Champions Online and Star Trek Online will soon have a new little brother.

"I can't speak to the specifics of what we're doing, but it's true that we have another game in the works," Roper told enthusiast site MMORPG.com. "We won't be making an announcement until late summer, and we're still a ways off from launch. I can say that this is a game and a franchise we're very excited about.

"I think people are going to be pleased and a bit surprised with what we're doing in terms of the game, how we make it, and even how we sell and support it," he continued. "The game is being developed around new design principles merged with Cryptic's community-first approach to ongoing development."

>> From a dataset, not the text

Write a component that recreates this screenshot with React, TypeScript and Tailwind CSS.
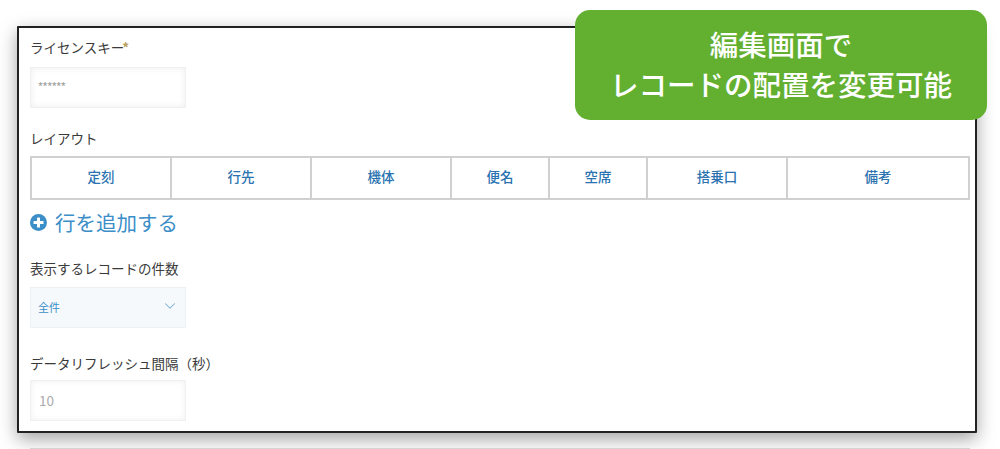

The industry veteran--who gained notoriety at Blizzard working on the seminal installments in the Diablo, Warcraft, and Starcraft franchises--tailored his response to whether or not Cryptic was at work on a Dungeons & Dragons MMORPG. That rumor arose in June 2009, when Variety reported that a primary reason for Atari's purchase of Cryptic was to bring a Neverwinter Nights-inspired fantasy MMORPG to market in 2011.

Further support for the Neverwinter Nights MMORPG rumor emerged in August 2009, when Dungeons & Dragons Online creator and recent Warner Bros. acquisition Turbine sued Atari, who holds the video game rights to the license. In its suit, Turbine claimed that Atari deliberately underpromoted the relaunch of D&D Online under its new free-to-play business model as part of a licensing-agreement "termination" strategy. The suit claimed that the termination strategy was being pursued in bad faith, as Atari planned to launch its own competing product.